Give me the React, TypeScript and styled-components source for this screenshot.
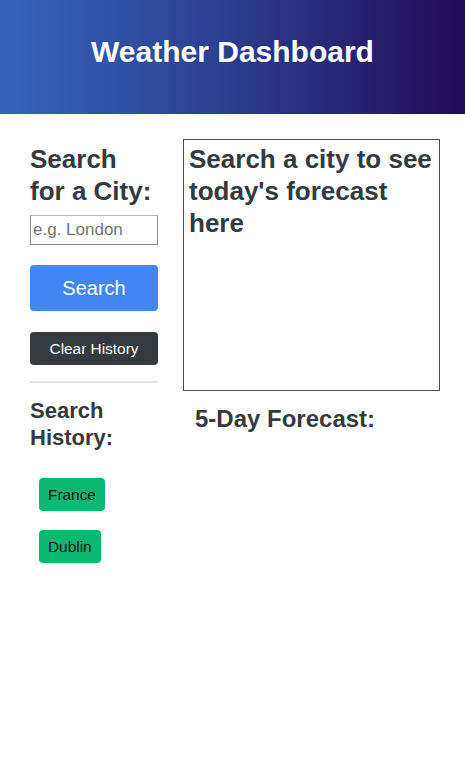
import React from "react";
import styled, { createGlobalStyle } from "styled-components";

const Global = createGlobalStyle`
  html, body { margin: 0; padding: 0; background: #fff; }
  body { font-family: "Liberation Sans", Arial, sans-serif; }
  * { box-sizing: border-box; }
`;

const Header = styled.header`
  height: 114px;
  display: flex;
  align-items: center;
  justify-content: center;
  background: linear-gradient(90deg, #3564bd 0%, #2c3d8e 50%, #220b58 100%);
`;

const Title = styled.h1`
  margin: 0 0 10px;
  color: #fff;
  font-size: 30px;
  font-weight: 700;
  line-height: 1.2;
`;

const Main = styled.main`
  display: flex;
  gap: 25px;
  padding: 25px 25px 0 30px;
`;

const Sidebar = styled.aside`
  width: 128px;
  flex: none;
  display: flex;
  flex-direction: column;
  padding-top: 4px;
`;

const Heading = styled.h2<{ $size: number; $lh: number }>`
  margin: 0;
  color: #343a40;
  font-size: ${(p) => p.$size}px;
  line-height: ${(p) => p.$lh}px;
  font-weight: 700;
`;

const Input = styled.input`
  margin-top: 8px;
  width: 128px;
  height: 30px;
  padding: 0 2px;
  border: 1px solid #8a8a8a;
  border-top-color: #b5b5b5;
  font-family: "Liberation Sans", Arial, sans-serif;
  font-size: 17px;
  color: #333;
  &::placeholder { color: #757575; }
`;

const Button = styled.button<{ $bg: string; $color: string; $h: number; $size: number }>`
  display: block;
  border: none;
  border-radius: 4px;
  background: ${(p) => p.$bg};
  color: ${(p) => p.$color};
  height: ${(p) => p.$h}px;
  font-family: "Liberation Sans", Arial, sans-serif;
  font-size: ${(p) => p.$size}px;
  padding: 0 9px;
  cursor: pointer;
`;

const WideButton = styled(Button)<{ $mt: number }>`
  width: 128px;
  margin-top: ${(p) => p.$mt}px;
`;

const Rule = styled.hr`
  width: 128px;
  margin: 16px 0 14px;
  border: none;
  height: 2px;
  background: #e5e5e5;
`;

const History = styled.div`
  display: flex;
  flex-direction: column;
  align-items: flex-start;
  gap: 19px;
  padding: 27px 0 0 9px;
`;

const Content = styled.section`
  flex: 1;
  display: flex;
  flex-direction: column;
`;

const TodayBox = styled.div`
  height: 252px;
  border: 1px solid #4d4d4d;
  padding: 3px 5px;
`;

const ForecastTitle = styled(Heading)`
  margin: 13px 0 0 12px;
`;

export default function App() {
  return (
    <>
      <Global />
      <Header>
        <Title>Weather Dashboard</Title>
      </Header>
      <Main>
        <Sidebar>
          <Heading $size={26} $lh={32}>Search for a City:</Heading>
          <Input placeholder="e.g. London" />
          <WideButton $mt={20} $bg="#4285f4" $color="#fff" $h={46} $size={20}>Search</WideButton>
          <WideButton $mt={21} $bg="#343a40" $color="#fff" $h={33} $size={15.4}>Clear History</WideButton>
          <Rule />
          <Heading $size={22} $lh={27}>Search History:</Heading>
          <History>
            <Button $bg="#0bb871" $color="#111" $h={33} $size={15.4}>France</Button>
            <Button $bg="#0bb871" $color="#111" $h={33} $size={15.4}>Dublin</Button>
          </History>
        </Sidebar>
        <Content>
          <TodayBox>
            <Heading $size={26} $lh={32}>Search a city to see today's forecast here</Heading>
          </TodayBox>
          <ForecastTitle $size={24} $lh={29}>5-Day Forecast:</ForecastTitle>
        </Content>
      </Main>
    </>
  );
}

WHAT IS EXPECTED
Reproduce the whole listing above word for word, but not its pictures.

TASK SOLUTION
Give me the React, TypeScript and styled-components source for this screenshot.
import React from "react";
import styled, { createGlobalStyle } from "styled-components";

const Global = createGlobalStyle`
  html, body { margin: 0; padding: 0; background: #fff; }
  body { font-family: "Liberation Sans", Arial, sans-serif; }
  * { box-sizing: border-box; }
`;

const Header = styled.header`
  height: 114px;
  display: flex;
  align-items: center;
  justify-content: center;
  background: linear-gradient(90deg, #3564bd 0%, #2c3d8e 50%, #220b58 100%);
`;

const Title = styled.h1`
  margin: 0 0 10px;
  color: #fff;
  font-size: 30px;
  font-weight: 700;
  line-height: 1.2;
`;

const Main = styled.main`
  display: flex;
  gap: 25px;
  padding: 25px 25px 0 30px;
`;

const Sidebar = styled.aside`
  width: 128px;
  flex: none;
  display: flex;
  flex-direction: column;
  padding-top: 4px;
`;

const Heading = styled.h2<{ $size: number; $lh: number }>`
  margin: 0;
  color: #343a40;
  font-size: ${(p) => p.$size}px;
  line-height: ${(p) => p.$lh}px;
  font-weight: 700;
`;

const Input = styled.input`
  margin-top: 8px;
  width: 128px;
  height: 30px;
  padding: 0 2px;
  border: 1px solid #8a8a8a;
  border-top-color: #b5b5b5;
  font-family: "Liberation Sans", Arial, sans-serif;
  font-size: 17px;
  color: #333;
  &::placeholder { color: #757575; }
`;

const Button = styled.button<{ $bg: string; $color: string; $h: number; $size: number }>`
  display: block;
  border: none;
  border-radius: 4px;
  background: ${(p) => p.$bg};
  color: ${(p) => p.$color};
  height: ${(p) => p.$h}px;
  font-family: "Liberation Sans", Arial, sans-serif;
  font-size: ${(p) => p.$size}px;
  padding: 0 9px;
  cursor: pointer;
`;

const WideButton = styled(Button)<{ $mt: number }>`
  width: 128px;
  margin-top: ${(p) => p.$mt}px;
`;

const Rule = styled.hr`
  width: 128px;
  margin: 16px 0 14px;
  border: none;
  height: 2px;
  background: #e5e5e5;
`;

const History = styled.div`
  display: flex;
  flex-direction: column;
  align-items: flex-start;
  gap: 19px;
  padding: 27px 0 0 9px;
`;

const Content = styled.section`
  flex: 1;
  display: flex;
  flex-direction: column;
`;

const TodayBox = styled.div`
  height: 252px;
  border: 1px solid #4d4d4d;
  padding: 3px 5px;
`;

const ForecastTitle = styled(Heading)`
  margin: 13px 0 0 12px;
`;

export default function App() {
  return (
    <>
      <Global />
      <Header>
        <Title>Weather Dashboard</Title>
      </Header>
      <Main>
        <Sidebar>
          <Heading $size={26} $lh={32}>Search for a City:</Heading>
          <Input placeholder="e.g. London" />
          <WideButton $mt={20} $bg="#4285f4" $color="#fff" $h={46} $size={20}>Search</WideButton>
          <WideButton $mt={21} $bg="#343a40" $color="#fff" $h={33} $size={15.4}>Clear History</WideButton>
          <Rule />
          <Heading $size={22} $lh={27}>Search History:</Heading>
          <History>
            <Button $bg="#0bb871" $color="#111" $h={33} $size={15.4}>France</Button>
            <Button $bg="#0bb871" $color="#111" $h={33} $size={15.4}>Dublin</Button>
          </History>
        </Sidebar>
        <Content>
          <TodayBox>
            <Heading $size={26} $lh={32}>Search a city to see today's forecast here</Heading>
          </TodayBox>
          <ForecastTitle $size={24} $lh={29}>5-Day Forecast:</ForecastTitle>
        </Content>
      </Main>
    </>
  );
}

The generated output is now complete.